= 2014 French consular elections =

In May 2014, French consular elections were held to allow French citizens residing abroad to elect their delegates and consular advisors for the first time. These elections were conducted online from 14 May to 20 May, followed by in-person voting on 24 and 25 May. A total of 68 delegates and 443 consular advisors were elected.

These elections were the outcome of the law passed on July 22, 2013, which reformed the representation of French citizens living abroad. This law followed the election of some advisors since 1982 to the Assembly of French Citizens Abroad. These bodies also included appointed members as "qualified personalities" and ex officio members.

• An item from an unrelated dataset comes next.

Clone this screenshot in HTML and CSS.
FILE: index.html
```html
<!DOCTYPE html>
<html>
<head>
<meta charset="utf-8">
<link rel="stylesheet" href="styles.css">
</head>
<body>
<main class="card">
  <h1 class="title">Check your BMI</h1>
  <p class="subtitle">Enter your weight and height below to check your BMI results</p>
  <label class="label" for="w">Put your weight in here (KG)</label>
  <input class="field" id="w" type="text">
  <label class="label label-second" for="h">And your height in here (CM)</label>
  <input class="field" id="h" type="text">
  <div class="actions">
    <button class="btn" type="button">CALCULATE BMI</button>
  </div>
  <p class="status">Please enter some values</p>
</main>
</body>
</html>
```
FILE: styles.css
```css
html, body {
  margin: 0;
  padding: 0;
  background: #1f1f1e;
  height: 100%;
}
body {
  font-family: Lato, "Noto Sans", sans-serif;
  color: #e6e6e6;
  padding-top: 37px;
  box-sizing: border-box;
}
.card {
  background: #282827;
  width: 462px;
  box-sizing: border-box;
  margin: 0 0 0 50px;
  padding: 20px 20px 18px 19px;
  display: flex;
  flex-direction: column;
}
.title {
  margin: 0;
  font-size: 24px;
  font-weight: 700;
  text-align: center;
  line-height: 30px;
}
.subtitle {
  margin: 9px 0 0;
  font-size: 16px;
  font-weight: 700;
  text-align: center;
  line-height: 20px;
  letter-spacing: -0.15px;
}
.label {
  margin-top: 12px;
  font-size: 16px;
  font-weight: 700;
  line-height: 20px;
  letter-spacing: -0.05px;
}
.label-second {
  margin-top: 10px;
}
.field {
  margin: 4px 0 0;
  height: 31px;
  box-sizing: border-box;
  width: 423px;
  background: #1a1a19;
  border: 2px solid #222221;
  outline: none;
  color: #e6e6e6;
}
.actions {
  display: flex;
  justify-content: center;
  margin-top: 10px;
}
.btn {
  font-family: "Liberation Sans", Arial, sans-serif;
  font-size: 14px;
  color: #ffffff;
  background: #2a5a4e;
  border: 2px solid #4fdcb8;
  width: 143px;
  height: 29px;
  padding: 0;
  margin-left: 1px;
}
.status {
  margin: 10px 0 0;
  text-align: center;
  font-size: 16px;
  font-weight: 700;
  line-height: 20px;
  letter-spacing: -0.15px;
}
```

== Consular advisors and delegates ==
Consular advisors serve on consular councils at each embassy and consular post. They can offer opinions on matters concerning French citizens living abroad. Consular delegates, elected simultaneously with the advisors, help balance population disparities between districts. Together with consular advisors, senators, and deputies representing French citizens abroad, they form the electoral college responsible for electing senators representing French citizens abroad.

Additionally, consular advisors elect 90 of their members to sit in the Assembly of French Citizens Abroad.

== Electoral system ==
The 443 consular advisors are elected by direct universal suffrage in each consular district, with the number of advisors per district ranging from 1 to 9 based on the number of registered French citizens in the district. They are elected for a six-year term.